++++ Supplied material

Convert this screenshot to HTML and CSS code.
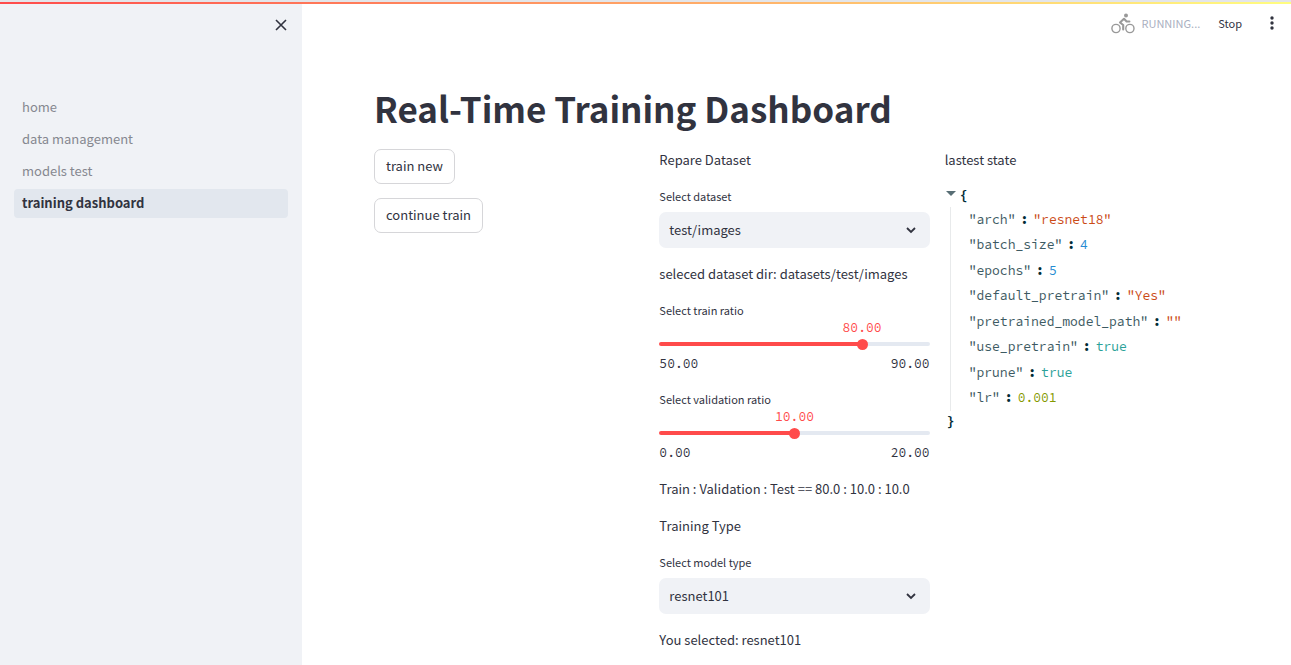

++++++++
++++ Supplied material

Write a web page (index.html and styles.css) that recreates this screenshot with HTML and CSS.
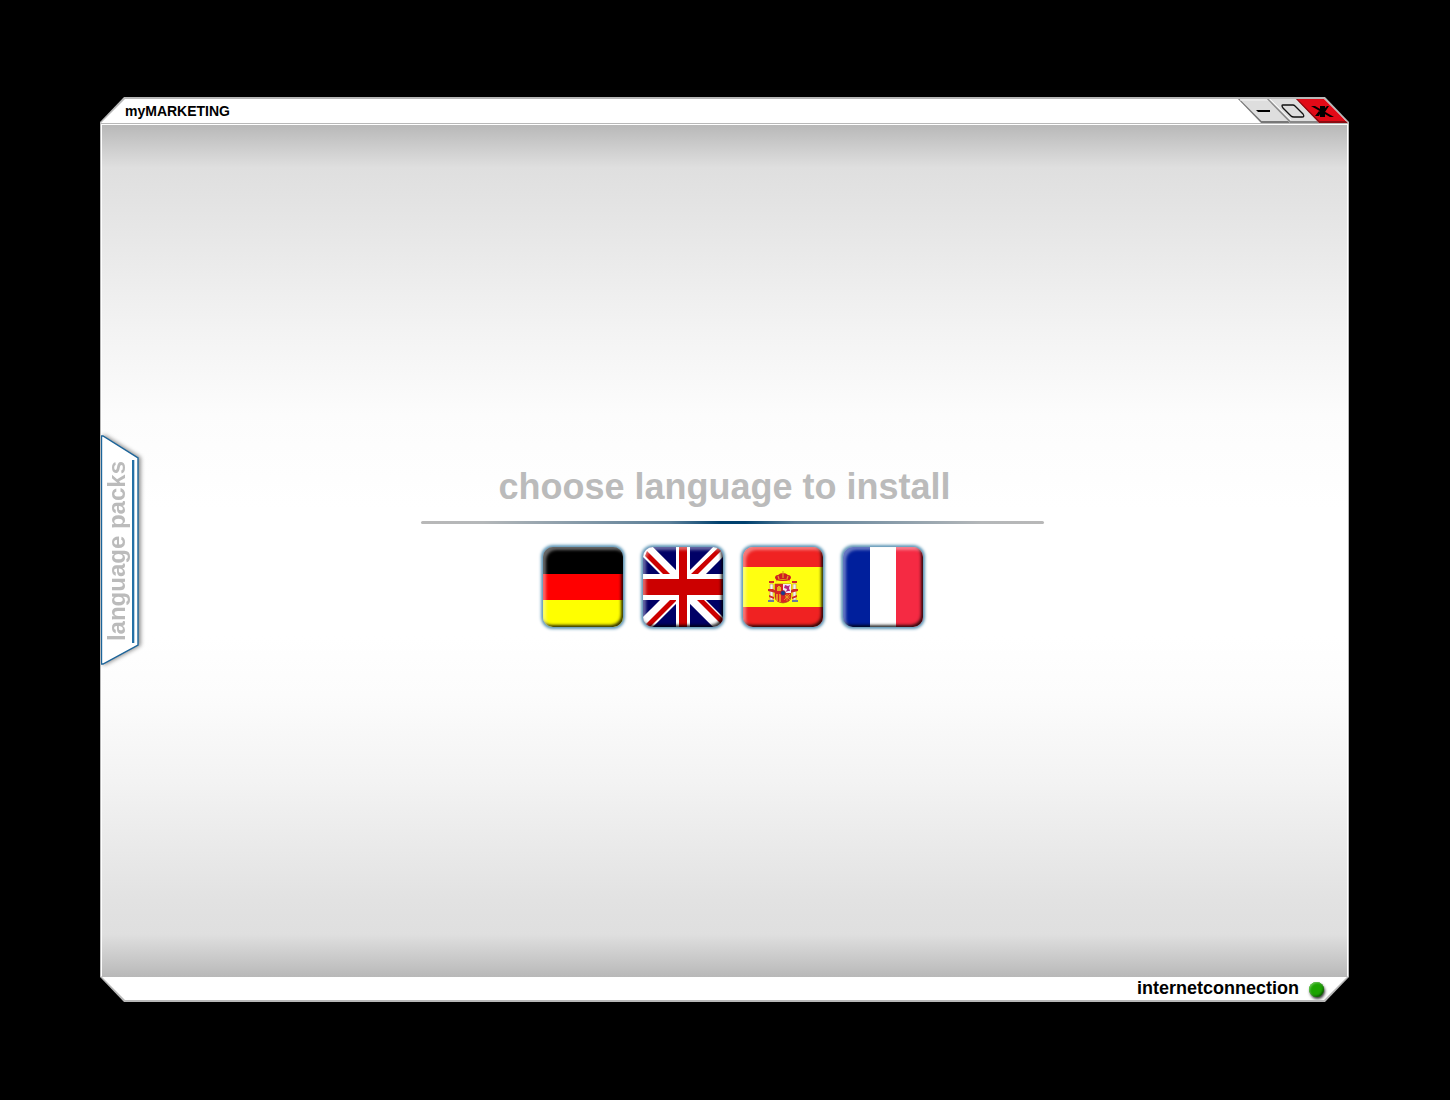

++++++++
++++ Supplied material

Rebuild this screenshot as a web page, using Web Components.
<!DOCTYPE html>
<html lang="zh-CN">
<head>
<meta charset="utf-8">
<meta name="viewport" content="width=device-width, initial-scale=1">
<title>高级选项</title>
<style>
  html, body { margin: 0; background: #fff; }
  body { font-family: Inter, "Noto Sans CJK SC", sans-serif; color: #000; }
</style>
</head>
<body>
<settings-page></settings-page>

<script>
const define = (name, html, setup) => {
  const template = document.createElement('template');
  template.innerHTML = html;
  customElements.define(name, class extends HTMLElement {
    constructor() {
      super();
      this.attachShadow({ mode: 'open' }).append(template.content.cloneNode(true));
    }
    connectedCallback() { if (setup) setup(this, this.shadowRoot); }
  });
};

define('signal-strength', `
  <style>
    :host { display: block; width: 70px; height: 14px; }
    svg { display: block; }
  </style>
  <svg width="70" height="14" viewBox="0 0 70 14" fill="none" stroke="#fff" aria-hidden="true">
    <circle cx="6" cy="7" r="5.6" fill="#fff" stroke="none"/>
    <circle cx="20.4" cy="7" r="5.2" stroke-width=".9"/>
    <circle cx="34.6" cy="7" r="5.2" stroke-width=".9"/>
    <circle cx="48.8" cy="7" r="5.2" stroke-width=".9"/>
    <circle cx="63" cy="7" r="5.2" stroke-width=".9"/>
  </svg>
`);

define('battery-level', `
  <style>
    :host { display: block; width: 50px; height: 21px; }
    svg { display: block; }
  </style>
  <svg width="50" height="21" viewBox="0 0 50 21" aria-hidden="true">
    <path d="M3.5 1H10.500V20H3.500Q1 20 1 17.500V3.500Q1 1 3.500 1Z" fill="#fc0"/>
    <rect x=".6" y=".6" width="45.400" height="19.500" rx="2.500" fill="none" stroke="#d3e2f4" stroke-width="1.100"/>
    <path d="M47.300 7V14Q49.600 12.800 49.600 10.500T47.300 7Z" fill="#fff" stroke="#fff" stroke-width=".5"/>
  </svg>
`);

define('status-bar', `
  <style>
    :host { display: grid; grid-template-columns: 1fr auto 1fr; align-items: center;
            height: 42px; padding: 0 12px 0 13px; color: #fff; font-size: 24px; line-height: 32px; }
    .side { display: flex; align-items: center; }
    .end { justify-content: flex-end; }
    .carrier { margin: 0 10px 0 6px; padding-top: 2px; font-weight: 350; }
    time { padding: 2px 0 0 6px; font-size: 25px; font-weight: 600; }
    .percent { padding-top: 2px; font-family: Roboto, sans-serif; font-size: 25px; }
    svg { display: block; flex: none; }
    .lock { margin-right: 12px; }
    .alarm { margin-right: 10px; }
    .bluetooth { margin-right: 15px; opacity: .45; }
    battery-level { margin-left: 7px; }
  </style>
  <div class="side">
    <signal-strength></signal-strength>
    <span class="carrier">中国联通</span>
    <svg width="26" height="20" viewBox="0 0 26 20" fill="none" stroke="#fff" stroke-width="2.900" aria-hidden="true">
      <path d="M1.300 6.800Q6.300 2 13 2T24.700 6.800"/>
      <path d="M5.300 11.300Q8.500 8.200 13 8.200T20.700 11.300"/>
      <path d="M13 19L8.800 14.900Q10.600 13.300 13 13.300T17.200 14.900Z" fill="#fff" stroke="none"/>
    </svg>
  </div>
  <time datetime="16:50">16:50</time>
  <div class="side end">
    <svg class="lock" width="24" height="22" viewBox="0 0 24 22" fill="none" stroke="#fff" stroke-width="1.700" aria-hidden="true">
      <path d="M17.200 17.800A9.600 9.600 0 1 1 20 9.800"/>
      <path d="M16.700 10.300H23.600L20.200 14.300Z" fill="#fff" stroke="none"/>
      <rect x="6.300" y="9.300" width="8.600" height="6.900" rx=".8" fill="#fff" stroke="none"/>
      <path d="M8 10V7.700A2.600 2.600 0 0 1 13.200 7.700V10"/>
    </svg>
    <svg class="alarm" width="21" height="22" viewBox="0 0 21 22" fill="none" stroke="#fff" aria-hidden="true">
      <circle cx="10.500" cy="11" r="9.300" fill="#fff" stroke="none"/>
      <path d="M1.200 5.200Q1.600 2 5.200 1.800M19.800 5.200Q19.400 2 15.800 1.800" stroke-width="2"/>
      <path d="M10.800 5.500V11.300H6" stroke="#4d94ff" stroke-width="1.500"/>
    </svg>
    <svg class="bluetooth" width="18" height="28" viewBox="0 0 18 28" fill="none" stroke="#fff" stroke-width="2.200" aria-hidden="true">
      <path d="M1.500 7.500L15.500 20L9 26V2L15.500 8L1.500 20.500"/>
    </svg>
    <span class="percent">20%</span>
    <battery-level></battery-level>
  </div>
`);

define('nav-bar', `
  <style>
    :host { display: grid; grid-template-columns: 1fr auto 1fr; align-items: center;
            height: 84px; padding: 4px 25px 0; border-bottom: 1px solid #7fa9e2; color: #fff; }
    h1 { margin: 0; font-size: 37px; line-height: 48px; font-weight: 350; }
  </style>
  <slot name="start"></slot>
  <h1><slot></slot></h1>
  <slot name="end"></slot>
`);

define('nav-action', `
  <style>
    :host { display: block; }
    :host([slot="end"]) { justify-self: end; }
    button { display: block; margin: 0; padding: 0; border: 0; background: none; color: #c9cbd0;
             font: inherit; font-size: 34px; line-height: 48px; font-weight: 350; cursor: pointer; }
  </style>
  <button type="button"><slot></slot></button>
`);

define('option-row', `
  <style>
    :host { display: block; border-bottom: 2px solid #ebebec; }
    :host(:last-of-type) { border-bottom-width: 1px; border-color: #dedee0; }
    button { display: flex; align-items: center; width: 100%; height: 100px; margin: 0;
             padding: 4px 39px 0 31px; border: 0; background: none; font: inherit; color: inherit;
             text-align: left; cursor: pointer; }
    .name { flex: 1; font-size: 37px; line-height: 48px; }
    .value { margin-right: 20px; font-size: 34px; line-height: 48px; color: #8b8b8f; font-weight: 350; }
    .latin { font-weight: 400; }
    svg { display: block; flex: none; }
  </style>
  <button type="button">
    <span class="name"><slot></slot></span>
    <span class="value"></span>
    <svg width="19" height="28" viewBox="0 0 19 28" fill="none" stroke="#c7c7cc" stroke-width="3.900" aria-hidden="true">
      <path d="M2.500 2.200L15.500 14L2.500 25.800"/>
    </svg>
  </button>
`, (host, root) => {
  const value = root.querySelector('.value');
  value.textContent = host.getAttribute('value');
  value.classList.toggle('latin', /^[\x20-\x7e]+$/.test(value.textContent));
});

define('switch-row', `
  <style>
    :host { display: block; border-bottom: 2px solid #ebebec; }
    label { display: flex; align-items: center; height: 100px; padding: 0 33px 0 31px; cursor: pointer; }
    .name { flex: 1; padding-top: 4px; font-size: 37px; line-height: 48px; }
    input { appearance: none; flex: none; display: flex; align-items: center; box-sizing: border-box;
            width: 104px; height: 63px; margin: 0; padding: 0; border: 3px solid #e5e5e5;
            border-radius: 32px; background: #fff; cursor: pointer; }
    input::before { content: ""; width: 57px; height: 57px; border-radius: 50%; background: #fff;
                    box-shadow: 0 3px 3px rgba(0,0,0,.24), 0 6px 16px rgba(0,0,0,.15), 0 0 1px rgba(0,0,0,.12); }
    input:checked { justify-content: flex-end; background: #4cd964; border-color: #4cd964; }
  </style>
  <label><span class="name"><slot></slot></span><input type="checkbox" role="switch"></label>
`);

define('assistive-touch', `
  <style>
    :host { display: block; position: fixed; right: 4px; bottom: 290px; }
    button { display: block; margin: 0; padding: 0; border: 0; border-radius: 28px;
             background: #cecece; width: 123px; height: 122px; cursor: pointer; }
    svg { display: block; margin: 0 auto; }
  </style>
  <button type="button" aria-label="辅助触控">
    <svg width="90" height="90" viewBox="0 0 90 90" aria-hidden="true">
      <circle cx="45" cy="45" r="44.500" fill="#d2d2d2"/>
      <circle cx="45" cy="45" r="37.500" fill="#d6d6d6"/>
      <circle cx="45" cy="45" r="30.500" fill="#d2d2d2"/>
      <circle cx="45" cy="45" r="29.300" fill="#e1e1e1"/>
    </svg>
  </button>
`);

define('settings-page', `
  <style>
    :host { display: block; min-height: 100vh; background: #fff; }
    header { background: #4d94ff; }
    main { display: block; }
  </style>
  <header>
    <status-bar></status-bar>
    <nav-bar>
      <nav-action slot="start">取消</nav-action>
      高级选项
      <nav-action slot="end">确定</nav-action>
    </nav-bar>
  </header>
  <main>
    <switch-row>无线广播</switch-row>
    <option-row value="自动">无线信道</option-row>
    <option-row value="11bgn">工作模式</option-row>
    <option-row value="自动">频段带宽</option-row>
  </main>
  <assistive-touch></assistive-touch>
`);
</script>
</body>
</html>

++++++++

Directions for this task:
Your task is to transcribe only the lines from the line containing "Rebuild this screenshot" through the line containing "<settings-page></settings-page>", word for word.

Correct result:
Rebuild this screenshot as a web page, using Web Components.
<!DOCTYPE html>
<html lang="zh-CN">
<head>
<meta charset="utf-8">
<meta name="viewport" content="width=device-width, initial-scale=1">
<title>高级选项</title>
<style>
  html, body { margin: 0; background: #fff; }
  body { font-family: Inter, "Noto Sans CJK SC", sans-serif; color: #000; }
</style>
</head>
<body>
<settings-page></settings-page>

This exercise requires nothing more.